Historic house in Arizona, United States

The Ball-Paylore House, designed by architect Arthur T. Brown, FAIA, and built in 1952, is an example of post-WWII American architecture in Tucson, Arizona. When built the house was published locally and nationally. Today it is listed in the National Register of Historic Places, in the Arizona Register of Historic Places, and designated a City of Tucson Historic Landmark. The property is owned by the Tucson Historic Preservation Foundation, available for tours and overnight stays.

==History==

Commissioned by two young University of Arizona librarians, Phyllis Ball and Patricia Paylore, the small 1203 sq ft site-specific house was conceived to meet their needs, create a refuge in the desert, and bolster indoor-outdoor livability. Designed by Arthur T. Brown, FAIA, and built by Robert Thomas, the house has become an icon of desert modernism.
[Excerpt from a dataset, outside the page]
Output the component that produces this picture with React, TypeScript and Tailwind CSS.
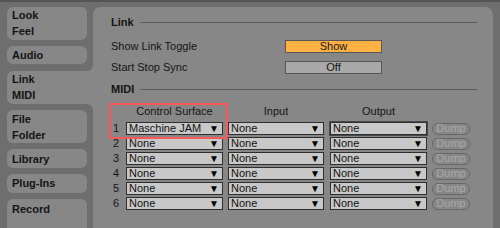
import React from 'react'

const font = { fontFamily: '"Liberation Sans", Arial, sans-serif' }

function Tab({ lines, tall }: { lines: string[]; tall?: boolean }) {
  return (
    <div
      className={`w-[80px] rounded-[6px] bg-[#878787] pl-[5px] text-[11px] font-bold text-[#141414] flex flex-col justify-center ${
        tall ? 'h-[34px]' : 'h-[19px]'
      }`}
    >
      {lines.map((l) => (
        <div key={l} className="leading-[16px]">
          {l}
        </div>
      ))}
    </div>
  )
}

function Gap({ corner }: { corner?: 'top' | 'bottom' }) {
  return (
    <div className="h-[7px] flex">
      <div className="w-[80px]" />
      {corner && (
        <div className="w-[6px] h-full bg-[#878787]">
          <div
            className={`w-full h-full bg-[#6e6e6e] ${
              corner === 'top' ? 'rounded-br-[6px]' : 'rounded-tr-[6px]'
            }`}
          />
        </div>
      )}
    </div>
  )
}

function Select({ value, width, focus }: { value: string; width: string; focus?: boolean }) {
  return (
    <div
      className={`${width} h-[13px] flex items-center justify-between bg-[#c8c8c8] border border-[#2e2e2e] pl-[2px] pr-[3px] text-[11px] leading-none text-[#111] ${
        focus ? 'ring-1 ring-[#4a4a4a]' : ''
      }`}
    >
      <span>{value}</span>
      <span className="text-[10px] text-black">▼</span>
    </div>
  )
}

function SectionHeader({ title }: { title: string }) {
  return (
    <div className="h-[15px] flex items-center gap-[6px] text-[11px] font-bold text-[#141414]">
      <span>{title}</span>
      <div className="flex-1 h-px bg-[#5c5c5c]" />
    </div>
  )
}

export default function App() {
  const rows = [1, 2, 3, 4, 5, 6]
  return (
    <div
      className="w-[500px] h-[228px] overflow-hidden bg-[#6e6e6e] border-t-2 border-[#555555]"
      style={font}
    >
      <div className="flex pt-[5px] h-full">
        {/* Sidebar */}
        <div className="w-[93px] pl-[7px] flex flex-col">
          <Tab lines={['Look', 'Feel']} tall />
          <Gap />
          <Tab lines={['Audio']} />
          <Gap corner="top" />
          <div className="w-[86px] h-[34px] rounded-l-[6px] bg-[#878787] pl-[5px] text-[11px] font-bold text-[#141414] flex flex-col justify-center">
            <div className="leading-[16px]">Link</div>
            <div className="leading-[16px]">MIDI</div>
          </div>
          <Gap corner="bottom" />
          <Tab lines={['File', 'Folder']} tall />
          <Gap />
          <Tab lines={['Library']} />
          <Gap />
          <Tab lines={['Plug-Ins']} />
          <Gap />
          <div className="w-[80px] h-[30px] rounded-t-[6px] bg-[#878787] pl-[5px] pt-[2px] text-[11px] font-bold text-[#141414] leading-[16px]">
            Record
          </div>
        </div>

        {/* Panel */}
        <div className="w-[400px] h-[240px] rounded-t-[8px] bg-[#878787] pl-[18px] pr-[16px] pt-[8px] text-[11px] text-[#141414]">
          <SectionHeader title="Link" />

          <div className="mt-[10px] h-[13px] flex items-center">
            <span className="w-[174px]">Show Link Toggle</span>
            <div className="w-[97px] h-[13px] bg-[#ffb243] border border-[#555] flex items-center justify-center leading-none">
              Show
            </div>
          </div>
          <div className="mt-[8px] h-[13px] flex items-center">
            <span className="w-[174px]">Start Stop Sync</span>
            <div className="w-[97px] h-[13px] bg-[#a9a9a9] border border-[#555] flex items-center justify-center leading-none">
              Off
            </div>
          </div>

          <div className="mt-[8px]">
            <SectionHeader title="MIDI" />
          </div>

          {/* MIDI table */}
          <div className="relative mt-[7px]">
            <div className="h-[14px] flex items-center">
              <div className="w-[15px]" />
              <div className="w-[97px] text-center">Control Surface</div>
              <div className="w-[96px] ml-[5px] text-center">Input</div>
              <div className="w-[97px] ml-[6px] text-center">Output</div>
            </div>
            <div className="mt-[4px] flex flex-col gap-[2px]">
              {rows.map((n) => (
                <div key={n} className="h-[13px] flex items-center">
                  <div className="w-[15px] pl-[2px]">{n}</div>
                  <Select value={n === 1 ? 'Maschine JAM' : 'None'} width="w-[97px]" />
                  <div className="ml-[5px]">
                    <Select value="None" width="w-[96px]" />
                  </div>
                  <div className="ml-[6px]">
                    <Select value="None" width="w-[97px]" focus={n === 1} />
                  </div>
                  <div className="ml-[5px] w-[38px] h-[12px] rounded-full border border-[#676767] text-[#a8a8a8] flex items-center justify-center leading-none">
                    Dump
                  </div>
                </div>
              ))}
            </div>
            {/* highlight */}
            <div className="absolute left-[-2px] top-[-1px] w-[119px] h-[36px] border-2 border-[#ff5757] pointer-events-none" />
          </div>
        </div>
      </div>
    </div>
  )
}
Understated and plain from the street, the geometry of the house opens up as you enter the front door. The front facade, with a focus on privacy and minimal ornamentation, is characterized by an angular open carport, mortar-washed brick, and windows set high between the beams at the ceiling. This creates a strong juxtaposition to the interior which is open and expansive with interactive glass window walls blurring the lines between the indoor and outdoor patios and yard. The geometry of the house creates a living room that wraps around the three-sided fireplace and into the kitchen with radiating beams that combine with the glass window walls to create a sense of space greater than the actual dimensions of the rooms.

A unique feature of the house is the aluminum shades over the terrace, designed to move across the semi-circle area and provide a responsive shade solution and giving the facade an expressive appearance.
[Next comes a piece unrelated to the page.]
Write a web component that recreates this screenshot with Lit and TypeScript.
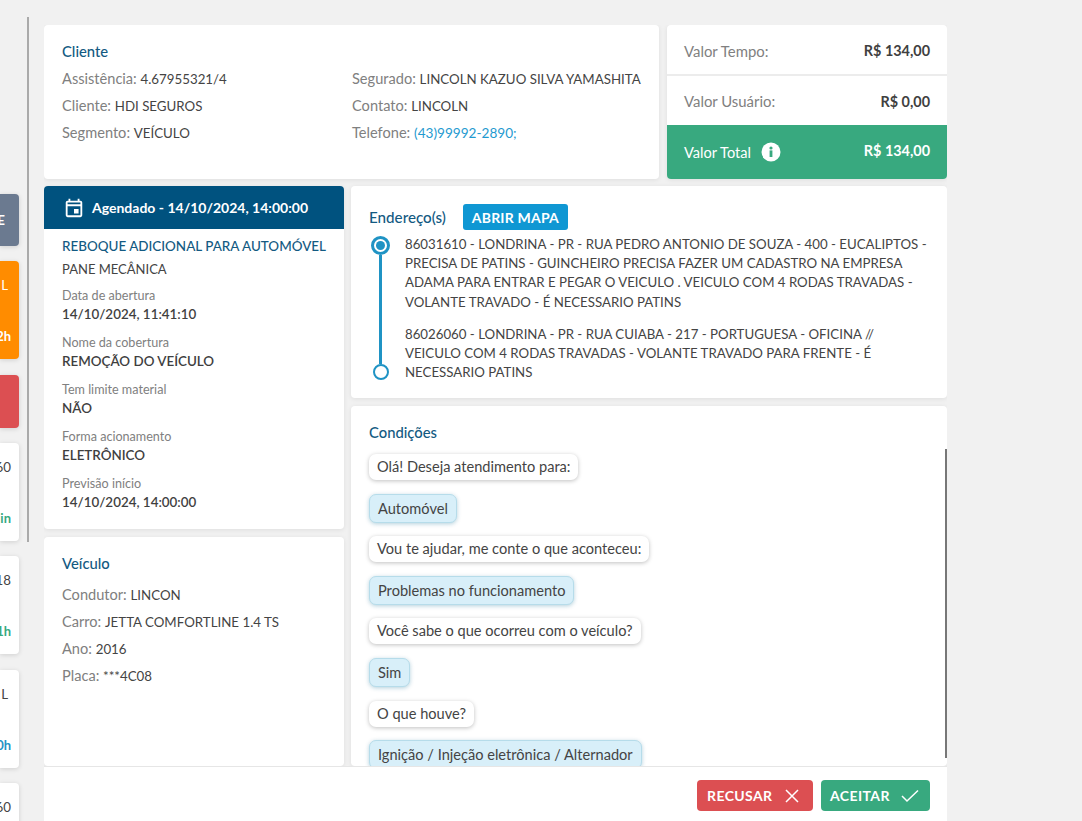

The built-in casework including bookshelves and desks was designed and built by noted artisan craftsman Jack Kelso of Desert House. The ceilings are paneled with hemlock and the beams and kitchen cabinetry are Douglas fr finished in a driftwood stain.
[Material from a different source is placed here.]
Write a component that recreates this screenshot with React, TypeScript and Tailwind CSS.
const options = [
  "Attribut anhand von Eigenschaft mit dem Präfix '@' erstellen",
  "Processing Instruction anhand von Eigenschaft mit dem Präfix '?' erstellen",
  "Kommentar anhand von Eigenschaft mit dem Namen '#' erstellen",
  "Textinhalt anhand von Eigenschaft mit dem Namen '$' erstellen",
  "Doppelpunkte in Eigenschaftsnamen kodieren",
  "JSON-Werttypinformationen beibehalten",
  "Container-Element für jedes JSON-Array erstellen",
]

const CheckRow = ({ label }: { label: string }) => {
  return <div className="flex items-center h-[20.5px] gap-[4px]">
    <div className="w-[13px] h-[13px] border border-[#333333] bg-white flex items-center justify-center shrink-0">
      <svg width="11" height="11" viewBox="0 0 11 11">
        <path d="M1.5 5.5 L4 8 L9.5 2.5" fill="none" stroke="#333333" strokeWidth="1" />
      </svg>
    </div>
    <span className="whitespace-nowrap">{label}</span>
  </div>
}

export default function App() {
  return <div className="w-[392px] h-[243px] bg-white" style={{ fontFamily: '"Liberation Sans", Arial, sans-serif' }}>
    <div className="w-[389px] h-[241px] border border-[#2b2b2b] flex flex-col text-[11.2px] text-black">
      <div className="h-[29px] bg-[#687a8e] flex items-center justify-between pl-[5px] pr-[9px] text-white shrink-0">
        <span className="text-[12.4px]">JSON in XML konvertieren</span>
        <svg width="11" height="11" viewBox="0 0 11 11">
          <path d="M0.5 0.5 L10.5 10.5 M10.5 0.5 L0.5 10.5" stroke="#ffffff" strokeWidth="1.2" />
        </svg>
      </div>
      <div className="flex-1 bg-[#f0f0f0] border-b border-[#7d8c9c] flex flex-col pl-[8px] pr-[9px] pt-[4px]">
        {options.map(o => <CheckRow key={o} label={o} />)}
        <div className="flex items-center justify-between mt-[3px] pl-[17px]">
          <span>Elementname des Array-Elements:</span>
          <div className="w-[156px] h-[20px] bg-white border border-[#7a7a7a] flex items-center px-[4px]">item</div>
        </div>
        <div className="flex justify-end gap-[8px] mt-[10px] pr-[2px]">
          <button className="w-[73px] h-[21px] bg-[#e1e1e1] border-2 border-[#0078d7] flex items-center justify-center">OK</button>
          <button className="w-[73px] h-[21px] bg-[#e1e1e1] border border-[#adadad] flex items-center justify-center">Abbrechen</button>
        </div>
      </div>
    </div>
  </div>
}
==Regogniation and legacy==

From the very start, the house was recognized locally as an important work. The house was extensively published locally and nationally. In 1959, the Southern Arizona Chapter of the American Institute of Architects.

partnered with the Tucson Daily Citizen to present the property as a notable project and design. The full-page feature story noted, “Challenging and completely different is this small home.” The house was also featured in House Beautiful magazine in October 1962.

The house was listed in the National Register of Historic Places on October 29, 2003, as a contributing property in the Catalina Vista Historic District.

In 2012, the house was listed, alongside Taliesin West, Arcosanti, Ramada House, and the Burton Barr Central Library, as one of the five most important architectural works in Arizona by the Arizona Daily Star in their edition Arizona at 100: The Best of Arizona from 1912 to the present. In 2017 the house was also featured nationally in the American real estate blog; Curbed, and in the Society of Architectural Historians’ Archipedia in 2018.

In Spring 2019 the longtime owners of the Ball-Paylore House died, leaving the fate of this significant post-WWII experimental passive solar home in the balance. The house and its original contents were purchased by the Tucson Historic Preservation Foundation. The property underwent a major restoration and conservation program.

The preservation, protection, and restoration of the property were featured in numerous national publications. The House was designed as a City of Tucson Historic Landmark and listed on the National Register of Historic Places and is a member of the international Iconic House network.

Today, visitors can tour the property and stay overnight.